Travila’s card-based layouts and clean typography adapt fairly well to e-commerce style grids. As long as I keep button styles, spacing, and colors consistent, a small shop can coexist with the travel booking side without feeling like a bolt-on.

Editor Experience: Building for People Who Love Travel, Not Code


Most people who maintain a travel site are not developers. They’re operators, marketers, or travel planners. Travila can either be a friend or a constant source of “why does this look broken?” if I don’t set it up carefully.

Reusable Layout Patterns


I create a set of reusable patterns built on Travila’s sections:


  • A standard tour detail layout template.

  • A destination landing page template.

  • A blog story template with a consistent hero and body layout.


Editors are instructed to duplicate and edit these templates instead of trying to assemble pages from scratch. Travila’s blocks keep everything on-brand; the patterns keep everything structurally consistent.

Checklists for New Tours


To keep quality consistent, I maintain a simple checklist for any new tour:


  • Title, destination, and theme set correctly.

  • Duration and difficulty filled in so badges show up.

  • Price and currency added using the standard fields.

  • Gallery images cropped to the recommended ratio.

  • Itinerary section completed with clear day labels.

  • Call to action wired to the correct booking endpoint.


With Travila providing the visual scaffolding, this checklist is enough for non-technical editors to keep the site looking professional and behaving consistently.

Closing Thoughts from the Admin Seat


After running Travila on a real travel booking site, my conclusion is straightforward: the theme behaves best when you treat it as a structured front-end for a serious booking stack, not as a “brochure skin” slapped over improvised logic.


It gives you:


  • Clean, predictable layouts for tours, destinations, and stories.
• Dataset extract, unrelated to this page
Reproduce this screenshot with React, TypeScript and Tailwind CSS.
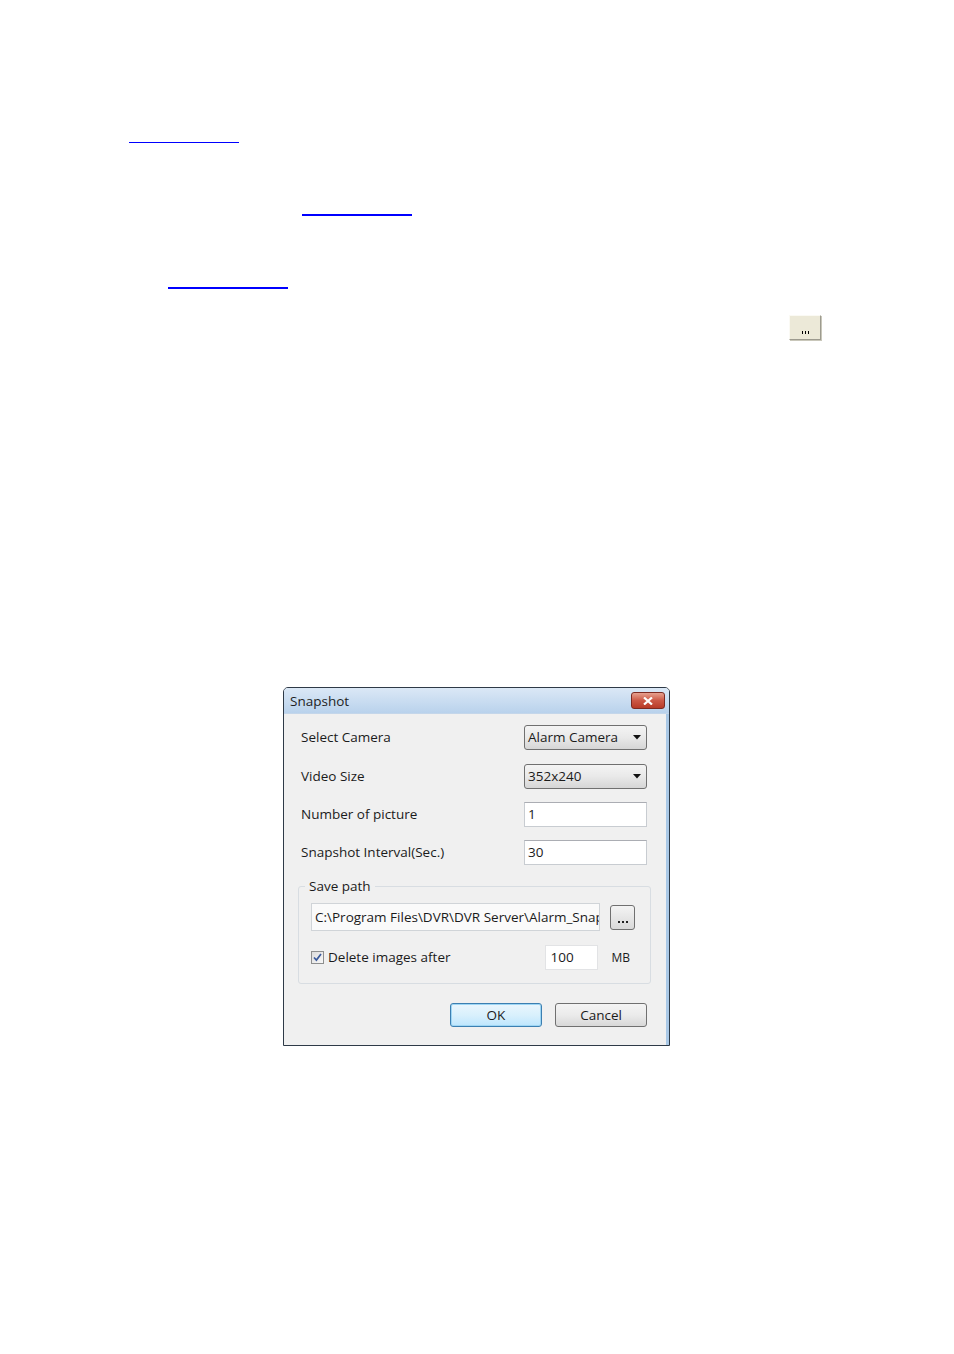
import { ReactNode } from "react";

const font = "font-['Open_Sans','Noto_Sans',sans-serif]";

function Field({ value }: { value: string }) {
    return (
        <div className="w-[123px] h-[25px] bg-white border border-[#c8ccd1] border-t-[#abadb3] flex items-center pl-[3px] text-[13.5px] text-[#1b1b1b]">
            {value}
        </div>
    );
}

function Combo({ value }: { value: string }) {
    return (
        <div className="w-[123px] h-[25px] rounded-[3px] border border-[#707070] bg-gradient-to-b from-[#f4f4f4] via-[#e9e9e9] to-[#d6d6d6] flex items-center justify-between pl-[3px] pr-[5px] text-[13.5px] text-[#1b1b1b]">
            <span>{value}</span>
            <svg width="8" height="5" viewBox="0 0 8 5"><path d="M0 0h8L4 4.5z" fill="#111" /></svg>
        </div>
    );
}

function Row({ label, className, children }: { label: string; className?: string; children: ReactNode }) {
    return (
        <div className={`flex items-center justify-between pl-[17px] pr-[19px] ${className ?? ""}`}>
            <span className="text-[13.5px] text-[#1b1b1b]">{label}</span>
            {children}
        </div>
    );
}

function Underline({ className }: { className: string }) {
    return <div className={`bg-[#0000ff] ${className}`} />;
}

export default function App() {
    return (
        <div className={`w-[954px] h-[1354px] bg-white overflow-hidden ${font}`}>
            <Underline className="mt-[142px] ml-[129px] w-[110px] h-px" />
            <Underline className="mt-[71px] ml-[302px] w-[110px] h-[2px]" />
            <Underline className="mt-[71px] ml-[168px] w-[120px] h-[2px]" />

            {/* small browse button */}
            <div className="mt-[26px] ml-[789px] w-[32px] h-[25px] bg-[#ece9d8] border border-[#fbfaf4] border-r-[#9d9b8f] border-b-[#9d9b8f] shadow-[1px_1px_0_#c9c7ba] flex items-end justify-center pb-[5px]">
                <div className="flex gap-[2px]">
                    <span className="w-px h-[3px] bg-black" />
                    <span className="w-px h-[3px] bg-black" />
                    <span className="w-px h-[3px] bg-black" />
                </div>
            </div>

            {/* dialog */}
            <div className="mt-[347px] ml-[283px] w-[387px] h-[359px] border border-[#2e3a47] rounded-t-[5px] bg-[#f0f0f0] flex flex-col overflow-hidden">
                <div className="h-[26px] shrink-0 bg-gradient-to-b from-[#dbe8f6] to-[#b9d2ec] flex items-center justify-between pl-[6px] pr-[4px] border-b border-[#c4d6ea]">
                    <span className="text-[13.5px] text-[#1e1e1e] pt-[2px]">Snapshot</span>
                    <div className="w-[34px] h-[17px] rounded-[3px] border border-[#7d2a22] bg-gradient-to-b from-[#e6a08f] via-[#cc5846] to-[#b83a27] flex items-center justify-center">
                        <svg width="10" height="8" viewBox="0 0 10 8">
                            <path d="M1 0.5l8 7M9 0.5l-8 7" stroke="#fff" strokeWidth="2.2" />
                        </svg>
                    </div>
                </div>

                <div className="flex-1 flex border-r-[3px] border-[#a9c8e6]">
                    <div className="flex-1 flex flex-col pt-[11px]">
                        <Row label="Select Camera"><Combo value="Alarm Camera" /></Row>
                        <Row label="Video Size" className="mt-[14px]"><Combo value="352x240" /></Row>
                        <Row label="Number of picture" className="mt-[13px]"><Field value="1" /></Row>
                        <Row label="Snapshot Interval(Sec.)" className="mt-[13px]"><Field value="30" /></Row>

                        <div className="relative mt-[21px] ml-[14px] mr-[15px] h-[98px] border border-[#d8dde2] rounded-[3px]">
                            <span className="absolute -top-[10px] left-[6px] px-[4px] bg-[#f0f0f0] text-[13.5px] text-[#1b1b1b] leading-[18px]">Save path</span>
                            <div className="flex items-center mt-[16px] ml-[12px] gap-[10px]">
                                <div className="w-[289px] h-[28px] bg-[#fafafa] border border-[#d0d4d8] flex items-center pl-[3px] text-[13.5px] text-[#1b1b1b] overflow-hidden whitespace-nowrap">
                                    C:\Program Files\DVR\DVR Server\Alarm_Snapshot
                                </div>
                                <div className="w-[25px] h-[25px] rounded-[3px] border border-[#707070] bg-gradient-to-b from-[#f4f4f4] to-[#d9d9d9] flex items-end justify-center pb-[6px]">
                                    <div className="flex gap-[2px]">
                                        <span className="w-[2px] h-[2px] bg-[#222]" />
                                        <span className="w-[2px] h-[2px] bg-[#222]" />
                                        <span className="w-[2px] h-[2px] bg-[#222]" />
                                    </div>
                                </div>
                            </div>
                            <div className="flex items-center mt-[14px] ml-[12px]">
                                <div className="w-[13px] h-[13px] border border-[#8e8f8f] bg-gradient-to-br from-[#dcdcdc] to-[#f8f8f8] flex items-center justify-center">
                                    <svg width="9" height="9" viewBox="0 0 9 9">
                                        <path d="M1 4.5l2.4 2.6L8 1" stroke="#3a5a9c" strokeWidth="1.7" fill="none" />
                                    </svg>
                                </div>
                                <span className="ml-[4px] text-[13.5px] text-[#1b1b1b]">Delete images after</span>
                                <div className="ml-auto w-[53px] h-[25px] bg-white border border-[#e2e3e5] flex items-center pl-[4px] text-[13.5px] text-[#1b1b1b]">100</div>
                                <span className="ml-[13px] mr-[20px] text-[12px] text-[#1b1b1b]">MB</span>
                            </div>
                        </div>

                        <div className="flex justify-end gap-[13px] mt-[19px] pr-[19px]">
                            <div className="w-[92px] h-[24px] rounded-[3px] border border-[#3c7fb1] shadow-[inset_0_0_0_1px_#9ed6f4] bg-gradient-to-b from-[#eaf6fd] via-[#d9f0fc] to-[#bee6fd] flex items-center justify-center text-[13.5px] text-[#1b1b1b]">
                                OK
                            </div>
                            <div className="w-[92px] h-[24px] rounded-[3px] border border-[#707070] bg-gradient-to-b from-[#f4f4f4] via-[#ebebeb] to-[#d8d8d8] flex items-center justify-center text-[13.5px] text-[#1b1b1b]">
                                Cancel
                            </div>
                        </div>
                    </div>
                </div>
            </div>
        </div>
    );
}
  • Components that make itineraries, features, and highlights easy to read.

  • A design language that feels modern without sacrificing clarity or performance.


If you’re willing to respect that structure, Travila – Travel Booking WordPress Theme will carry your site through catalog growth, seasonal changes, and constant content updates without needing a complete rebuild every year. From my perspective as the person responsible for uptime and sanity, that’s exactly what I want from a travel theme: something that lets travelers dream while I keep the system grounded and reliable behind the scenes.